Seismic fragility of nonstructural elements modelled as nonlinear single-degree-of-freedom systems

The seismic behaviour of nonstructural elements (NEs) is typically extremely critical in terms of seismic risk. As a matter of fact, these elements are often highly vulnerable to dynamic actions and they are associated with high importance/costs, especially for critical and strategic facilities. NEs that are sensitive to the accelerations are often modelled as elastic single-degree-of-freedom (SDOF) systems, for both seismic design and assessment purposes. However, in many cases, these elements can exhibit a nonlinear response even under relatively frequent earthquake events. Previous studies often assessed the seismic capacity of NEs considering specific case studies and configurations, but these findings cannot be generally extended to other case studies or applications. The present study aims at addressing the two abovementioned issues not adequately investigated in the literature: (a) nonlinear behaviour of NEs and (b) generalizability of the seismic capacity estimations. In particular, incremental dynamic analyses are carried out considering (a) a wide range of seismic floor motions recorded in instrumented buildings, (b) a lumped plasticity nonlinear model of NEs, and (c) a wide range of NEs, with frequencies within the typical range of real NEs.
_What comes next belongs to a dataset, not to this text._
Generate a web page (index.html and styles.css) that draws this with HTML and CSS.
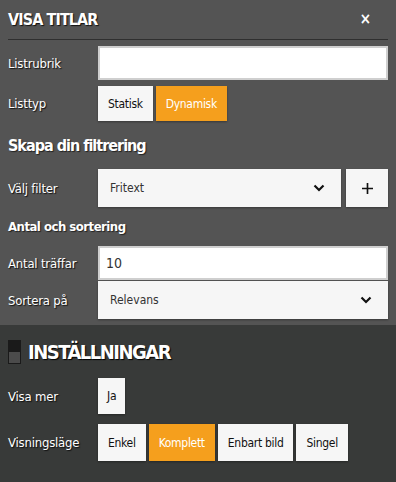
FILE: index.html
```html
<!DOCTYPE html>
<html lang="sv">
<head>
<meta charset="utf-8">
<link rel="stylesheet" href="styles.css">
</head>
<body>
<div class="panel top">
  <div class="header">
    <span class="title">VISA TITLAR</span>
    <span class="close">×</span>
  </div>
  <div class="row r-listrubrik">
    <label class="label">Listrubrik</label>
    <input class="input" type="text" value="">
  </div>
  <div class="row r-listtyp">
    <label class="label">Listtyp</label>
    <div class="btns">
      <span class="btn">Statisk</span>
      <span class="btn active">Dynamisk</span>
    </div>
  </div>
  <h2 class="h2">Skapa din filtrering</h2>
  <div class="row r-filter">
    <label class="label">Välj filter</label>
    <div class="filter">
      <div class="select">
        <span>Fritext</span>
        <svg class="chev" viewBox="0 0 12 8" width="12" height="8"><path d="M1.5 1.5 L6 6 L10.5 1.5" fill="none" stroke="#111" stroke-width="2.2"/></svg>
      </div>
      <div class="plus">
        <svg viewBox="0 0 12 12" width="11" height="11"><path d="M6 0 V12 M0 6 H12" stroke="#111" stroke-width="1.8"/></svg>
      </div>
    </div>
  </div>
  <h3 class="h3">Antal och sortering</h3>
  <div class="row r-antal">
    <label class="label">Antal träffar</label>
    <input class="input num" type="text" value="10">
  </div>
  <div class="row r-sort">
    <label class="label">Sortera på</label>
    <div class="select wide">
      <span>Relevans</span>
      <svg class="chev" viewBox="0 0 12 8" width="12" height="8"><path d="M1.5 1.5 L6 6 L10.5 1.5" fill="none" stroke="#111" stroke-width="2.2"/></svg>
    </div>
  </div>
</div>
<div class="panel bottom">
  <div class="h1">
    <span class="toggle"><span class="t-top"></span><span class="t-bot"></span></span>
    <span>INSTÄLLNINGAR</span>
  </div>
  <div class="row r-visamer">
    <label class="label">Visa mer</label>
    <div class="btns">
      <span class="btn">Ja</span>
    </div>
  </div>
  <div class="row r-visning">
    <label class="label">Visningsläge</label>
    <div class="btns">
      <span class="btn">Enkel</span>
      <span class="btn active">Komplett</span>
      <span class="btn">Enbart bild</span>
      <span class="btn">Singel</span>
    </div>
  </div>
</div>
</body>
</html>
```
FILE: styles.css
```css
html, body {
  margin: 0;
  padding: 0;
}
body {
  width: 396px;
  height: 482px;
  background: #383a39;
  font-family: "DejaVu Sans Condensed", "DejaVu Sans", sans-serif;
  font-stretch: condensed;
  font-size: 13px;
  color: #fff;
  overflow: hidden;
}
.panel {
  padding: 0 8px;
}
.top {
  background: #545454;
  height: 325px;
  box-sizing: border-box;
}
.bottom {
  background: #383a39;
  height: 157px;
  box-sizing: border-box;
  border-bottom: 1px solid #555;
}
.header {
  height: 39px;
  border-bottom: 1px solid #2f2f2f;
  display: flex;
  align-items: center;
  justify-content: space-between;
}
.title {
  font-weight: bold;
  font-size: 16px;
  letter-spacing: -0.9px;
  text-shadow: 1px 1px 1px #111;
}
.close {
  font-family: "DejaVu Sans", sans-serif;
  font-weight: bold;
  font-size: 15px;
  margin-right: 17px;
  line-height: 1;
}
.row {
  display: grid;
  grid-template-columns: 90px 1fr;
  align-items: center;
}
.label {
  letter-spacing: -0.2px;
  text-shadow: 1px 1px 1px #111;
}
.r-listrubrik { margin-top: 6px; }
.input {
  box-sizing: border-box;
  width: 100%;
  height: 34px;
  margin: 0;
  border: 2px solid #cfcfcf;
  background: #fff;
  font: inherit;
  font-size: 14px;
  color: #333;
  padding: 0 5px;
  outline: none;
}
.r-listtyp { margin-top: 6px; }
.btns {
  display: flex;
  gap: 3px;
}
.btn {
  box-sizing: border-box;
  height: 35px;
  padding: 0 10px;
  display: flex;
  align-items: center;
  background: #f6f6f6;
  color: #111;
  font-size: 12px;
  letter-spacing: -0.3px;
  box-shadow: 0 1px 2px rgba(0,0,0,0.35);
}
.btn.active {
  background: #f59f1d;
  color: #fff;
}
.h2 {
  margin: 0;
  height: 48px;
  display: flex;
  align-items: center;
  font-size: 16px;
  font-weight: bold;
  letter-spacing: -1px;
  text-shadow: 1px 1px 1px #222;
}
.filter {
  display: flex;
  gap: 5px;
}
.select {
  flex: 1;
  box-sizing: border-box;
  height: 38px;
  background: #f6f6f6;
  color: #333;
  display: flex;
  align-items: center;
  justify-content: space-between;
  padding: 0 16px 0 12px;
  box-shadow: 0 1px 2px rgba(0,0,0,0.35);
  font-size: 12px;
}
.plus {
  width: 42px;
  height: 38px;
  background: #f6f6f6;
  display: flex;
  align-items: center;
  justify-content: center;
  box-shadow: 0 1px 2px rgba(0,0,0,0.35);
}
.h3 {
  margin: 0;
  height: 39px;
  display: flex;
  align-items: center;
  font-size: 13px;
  font-weight: bold;
  letter-spacing: -0.5px;
  text-shadow: 1px 1px 1px #222;
}
.num {
  padding-left: 6px;
}
.r-sort { margin-top: 1px; }
.wide { width: 100%; }
.h1 {
  display: flex;
  align-items: center;
  gap: 7px;
  height: 34px;
  margin-top: 10px;
  font-size: 20px;
  font-weight: bold;
  letter-spacing: -1.5px;
  text-shadow: 1px 1px 1px #000;
}
.toggle {
  width: 13px;
  height: 24px;
  display: flex;
  flex-direction: column;
  box-sizing: border-box;
  border: 1px solid #1a1a1a;
}
.t-top { flex: 1; background: #1a1a1a; }
.t-bot { flex: 1; background: #4b4b4b; }
.r-visamer { margin-top: 9px; }
.r-visamer .btn { height: 36px; padding: 0 9px; }
.r-visning { margin-top: 10px; }
.r-visning .btn { height: 37px; }
```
Seismic fragility curves are estimated according to a multiple damage state approach, also referring to the regulation performance levels and limit states. The study provides both methodological and quantitative contributions to the literature and practice. In particular, (a) the methodological framework can be referred to for extending the assessment of other case studies and (b) the fragility curves can be used for expeditious assessment of the seismic capacities of NEs that can be modelled by nonlinear SDOF systems.